Already a shrewd salesman at a young age, Mark anticipates Salinger’s biggest fear, saying, ‘I realize your concerns about Hollywood and its inhabitants--and I share many of those feelings. But there must be some way to have J.D. Salinger oversee each step of the way from novel to film.’ Then, in what Mark now laughingly describes as the letter’s ‘42nd Street’ moment, he concludes the letter by writing: ‘Please give a kid a break--and advise me how to go about changing your mind in this regard,’ signing the note, ‘very sincerely, Laurence Mark.’

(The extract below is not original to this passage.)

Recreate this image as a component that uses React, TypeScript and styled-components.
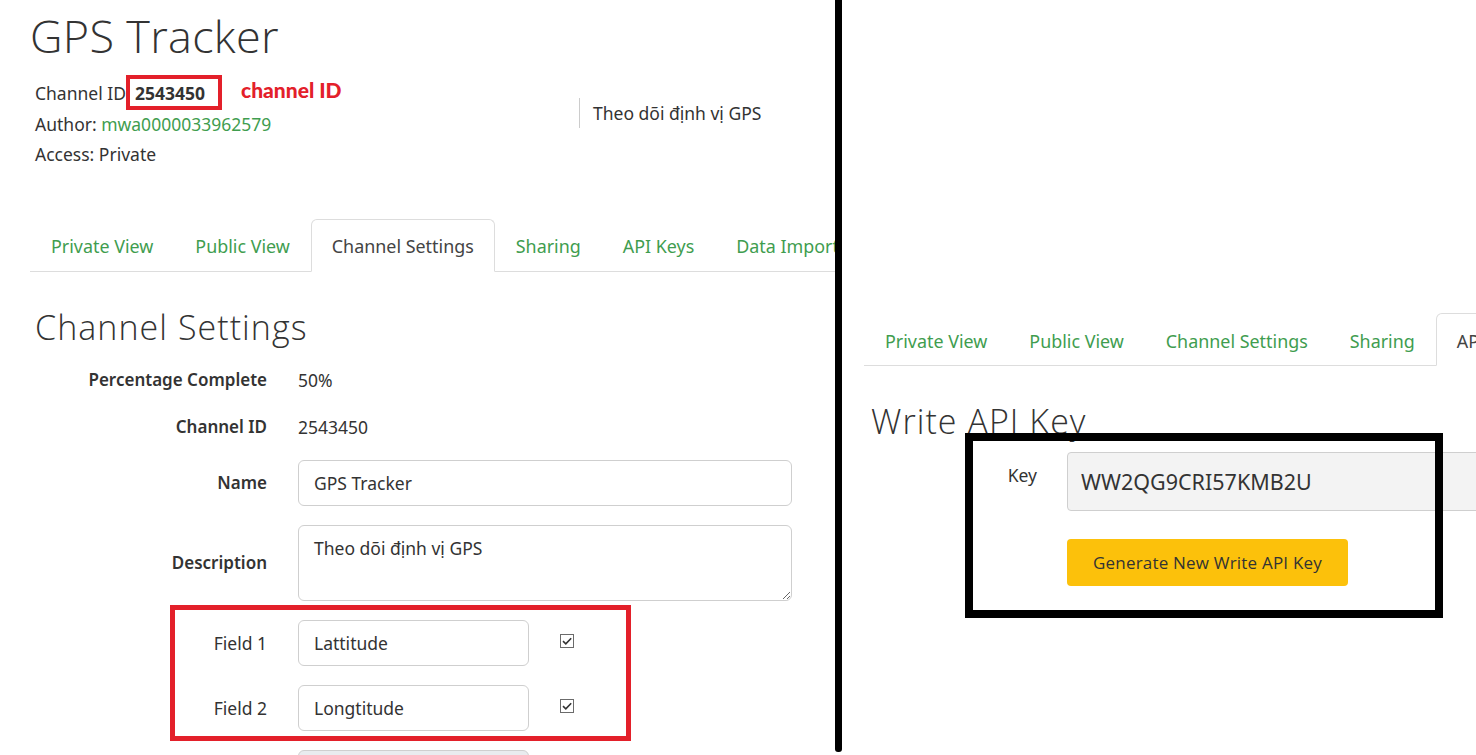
import React from "react";
import styled, { createGlobalStyle } from "styled-components";

const GlobalStyle = createGlobalStyle`
  html, body { margin: 0; padding: 0; background: #fff; }
  body { font-family: "Noto Sans", "Liberation Sans", sans-serif; color: #333; }
  * { box-sizing: border-box; }
`;

const GREEN = "#3f9d4f";
const RED = "#e3202a";

const Page = styled.div`
  display: flex;
  width: 1476px;
  height: 755px;
  overflow: hidden;
  background: #fff;
`;

const LeftPane = styled.section`
  position: relative;
  flex: none;
  width: 835px;
  height: 755px;
  padding-left: 30px;
  overflow: hidden;
`;

const Divider = styled.div`
  flex: none;
  width: 7px;
  height: 752px;
  background: #000;
  border-radius: 0 0 3px 3px;
`;

const RightPane = styled.section`
  position: relative;
  flex: 1;
  min-width: 0;
  height: 755px;
  padding-left: 22px;
  overflow: hidden;
`;

const Title = styled.h1`
  margin: 9px 0 0;
  font-family: "Open Sans", "Noto Sans", sans-serif;
  font-weight: 300;
  font-size: 45px;
  line-height: 54px;
  letter-spacing: 0.3px;
  color: #333;
`;

const InfoRow = styled.div`
  display: flex;
  align-items: flex-start;
  margin-top: 15px;
  padding-left: 5px;
`;

const MetaList = styled.div`
  flex: none;
  width: 544px;
  display: flex;
  flex-direction: column;
`;

const MetaLine = styled.div`
  font-size: 17.5px;
  line-height: 30.5px;
  color: #333;
  white-space: nowrap;
`;

const Strong = styled.b`
  display: inline-block;
  margin-left: 9px;
  font-weight: 700;
`;

const GreenLink = styled.a`
  color: ${GREEN};
  text-decoration: none;
`;

const Blurb = styled.div`
  margin-top: 20px;
  border-left: 1px solid #ccc;
  padding-left: 13px;
  height: 30px;
  font-size: 17.5px;
  line-height: 30px;
  color: #333;
  white-space: nowrap;
`;

const TabList = styled.nav<{ $top: number }>`
  display: flex;
  flex-wrap: nowrap;
  margin-top: ${(p) => p.$top}px;
  border-bottom: 1px solid #ddd;
  height: 53px;
`;

const Tab = styled.a<{ $active?: boolean }>`
  flex: none;
  display: flex;
  align-items: center;
  height: 53px;
  padding: 2px 20px 0;
  margin-bottom: -1px;
  border: 1px solid transparent;
  border-radius: 6px 6px 0 0;
  font-size: 17.9px;
  white-space: nowrap;
  text-decoration: none;
  color: ${(p) => (p.$active ? "#444" : GREEN)};
  background: ${(p) => (p.$active ? "#fff" : "transparent")};
  border-color: ${(p) => (p.$active ? "#ddd #ddd #fff" : "transparent")};
`;

const SectionHeading = styled.h2<{ $top: number; $indent: number }>`
  margin: ${(p) => p.$top}px 0 0 ${(p) => p.$indent}px;
  font-family: "Open Sans", "Noto Sans", sans-serif;
  font-weight: 300;
  font-size: 34px;
  line-height: 40px;
  letter-spacing: 1.05px;
  color: #333;
  white-space: nowrap;
`;

const Form = styled.div`
  display: flex;
  flex-direction: column;
  gap: 19px;
  margin-top: 19px;
`;

const FormRow = styled.div`
  display: flex;
  align-items: center;
  min-height: 28px;
`;

const RowLabel = styled.div<{ $bold?: boolean }>`
  flex: none;
  width: 237px;
  min-height: 28px;
  text-align: right;
  font-size: ${(p) => (p.$bold ? 17 : 17.5)}px;
  line-height: 28px;
  font-weight: ${(p) => (p.$bold ? 600 : 400)};
  color: #333;
  white-space: nowrap;
`;

const Control = styled.div`
  display: flex;
  align-items: center;
  margin-left: 31px;
  font-size: 17.5px;
  color: #333;
`;

const TextInput = styled.input<{ $w: number }>`
  width: ${(p) => p.$w}px;
  height: 46px;
  padding: 0 15px;
  border: 1px solid #cfcfcf;
  border-radius: 6px;
  font-family: inherit;
  font-size: 17.5px;
  color: #333;
  background: ${(p) => (p.disabled ? "#e9ecef" : "#fff")};
  outline: none;
`;

const TextArea = styled.textarea`
  width: 494px;
  height: 76px;
  padding: 10px 15px;
  border: 1px solid #cfcfcf;
  border-radius: 6px;
  font-family: inherit;
  font-size: 17.5px;
  line-height: 24px;
  color: #333;
  resize: vertical;
  outline: none;
`;

const CheckBox = styled.span`
  display: inline-flex;
  align-items: center;
  justify-content: center;
  width: 14px;
  height: 14px;
  margin: 0 0 4px 31px;
  border: 1px solid #6b6b6b;
  background: #fff;
`;

const Annotation = styled.div<{ $x: number; $y: number; $w: number; $h: number; $b: number; $c: string }>`
  position: absolute;
  left: ${(p) => p.$x}px;
  top: ${(p) => p.$y}px;
  width: ${(p) => p.$w}px;
  height: ${(p) => p.$h}px;
  border: ${(p) => p.$b}px solid ${(p) => p.$c};
  pointer-events: none;
`;

const AnnotationText = styled.div`
  position: absolute;
  left: 241px;
  top: 76px;
  font-family: "Lato", "Noto Sans", sans-serif;
  font-weight: 900;
  font-size: 21px;
  line-height: 28px;
  color: ${RED};
  white-space: nowrap;
`;

const KeyForm = styled.div`
  display: flex;
  flex-direction: column;
  gap: 28px;
  margin: 11px 0 0 7px;
`;

const KeyRow = styled.div`
  display: flex;
  align-items: flex-start;
`;

const KeyLabel = styled.div`
  flex: none;
  width: 166px;
  padding-top: 11px;
  text-align: right;
  font-size: 17.5px;
  line-height: 24px;
  color: #333;
`;

const KeyInput = styled.input`
  flex: none;
  width: 520px;
  height: 59px;
  margin-left: 30px;
  padding: 0 13px;
  border: 1px solid #cfcfcf;
  border-radius: 4px;
  background: #f3f3f3;
  font-family: inherit;
  font-size: 21.5px;
  color: #333;
  outline: none;
`;

const GenerateButton = styled.button`
  width: 281px;
  height: 47px;
  margin-left: 196px;
  border: none;
  border-radius: 4px;
  background: #fcc10b;
  font-family: "Open Sans", "Noto Sans", sans-serif;
  font-size: 17px;
  letter-spacing: 0.2px;
  color: #333;
  cursor: pointer;
`;

const Check = () => (
  <svg width="12" height="12" viewBox="0 0 12 12" aria-hidden>
    <path d="M2 6.2 L4.8 8.8 L10.2 3.2" fill="none" stroke="#333" strokeWidth="1.6" />
  </svg>
);

const tabs = ["Private View", "Public View", "Channel Settings", "Sharing", "API Keys", "Data Import"];

export default function App() {
  return (
    <>
      <GlobalStyle />
      <Page>
        <LeftPane>
          <Title>GPS Tracker</Title>
          <InfoRow>
            <MetaList>
              <MetaLine>
                Channel ID<Strong>2543450</Strong>
              </MetaLine>
              <MetaLine>
                Author: <GreenLink href="#">mwa0000033962579</GreenLink>
              </MetaLine>
              <MetaLine>Access: Private</MetaLine>
            </MetaList>
            <Blurb>Theo dõi định vị GPS</Blurb>
          </InfoRow>

          <TabList $top={49}>
            {tabs.map((t) => (
              <Tab key={t} href="#" $active={t === "Channel Settings"}>
                {t}
              </Tab>
            ))}
          </TabList>

          <SectionHeading $top={35} $indent={5}>
            Channel Settings
          </SectionHeading>

          <Form>
            <FormRow>
              <RowLabel $bold>Percentage Complete</RowLabel>
              <Control>50%</Control>
            </FormRow>
            <FormRow>
              <RowLabel $bold>Channel ID</RowLabel>
              <Control>2543450</Control>
            </FormRow>
            <FormRow>
              <RowLabel $bold>Name</RowLabel>
              <Control>
                <TextInput $w={494} value="GPS Tracker" readOnly />
              </Control>
            </FormRow>
            <FormRow>
              <RowLabel $bold>Description</RowLabel>
              <Control>
                <TextArea value="Theo dõi định vị GPS" readOnly />
              </Control>
            </FormRow>
            <FormRow>
              <RowLabel>Field 1</RowLabel>
              <Control>
                <TextInput $w={231} value="Lattitude" readOnly />
                <CheckBox>
                  <Check />
                </CheckBox>
              </Control>
            </FormRow>
            <FormRow>
              <RowLabel>Field 2</RowLabel>
              <Control>
                <TextInput $w={231} value="Longtitude" readOnly />
                <CheckBox>
                  <Check />
                </CheckBox>
              </Control>
            </FormRow>
            <FormRow>
              <RowLabel />
              <Control>
                <TextInput $w={231} value="" disabled />
              </Control>
            </FormRow>
          </Form>

          <Annotation $x={126} $y={75} $w={96} $h={35} $b={4} $c={RED} />
          <AnnotationText>channel ID</AnnotationText>
          <Annotation $x={170} $y={605} $w={461} $h={136} $b={5} $c={RED} />
        </LeftPane>

        <Divider />

        <RightPane>
          <TabList $top={313}>
            {tabs.map((t) => (
              <Tab key={t} href="#" $active={t === "API Keys"}>
                {t}
              </Tab>
            ))}
          </TabList>

          <SectionHeading $top={35} $indent={7}>
            Write API Key
          </SectionHeading>

          <KeyForm>
            <KeyRow>
              <KeyLabel>Key</KeyLabel>
              <KeyInput value="WW2QG9CRI57KMB2U" readOnly />
            </KeyRow>
            <KeyRow>
              <GenerateButton>Generate New Write API Key</GenerateButton>
            </KeyRow>
          </KeyForm>

          <Annotation $x={123} $y={433} $w={478} $h={185} $b={8} $c="#000" />
        </RightPane>
      </Page>
    </>
  );
}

Needless to say, Salinger--who still lives in seclusion, having just celebrated his 90th birthday, which sparked a nice tribute from the N.Y. Times’ Chip McGrath--never replied to Mark’s heartfelt missive. Paramount had to make do without him. ‘I don’t remember exactly what happened to the whole idea--I’m pretty sure it ended being some ‘Prep School Murder’ project that never went anywhere,’ Mark says. ‘But that was definitely me as a young studio guy, willing to try anything to get a picture going.’

Some things never change. Now Mark, who is about to start work producing a new Jim Brooks film, is willing to do anything to get the Oscars out of their rut. We’ll have more on the plans he and Condon have for the show coming soon.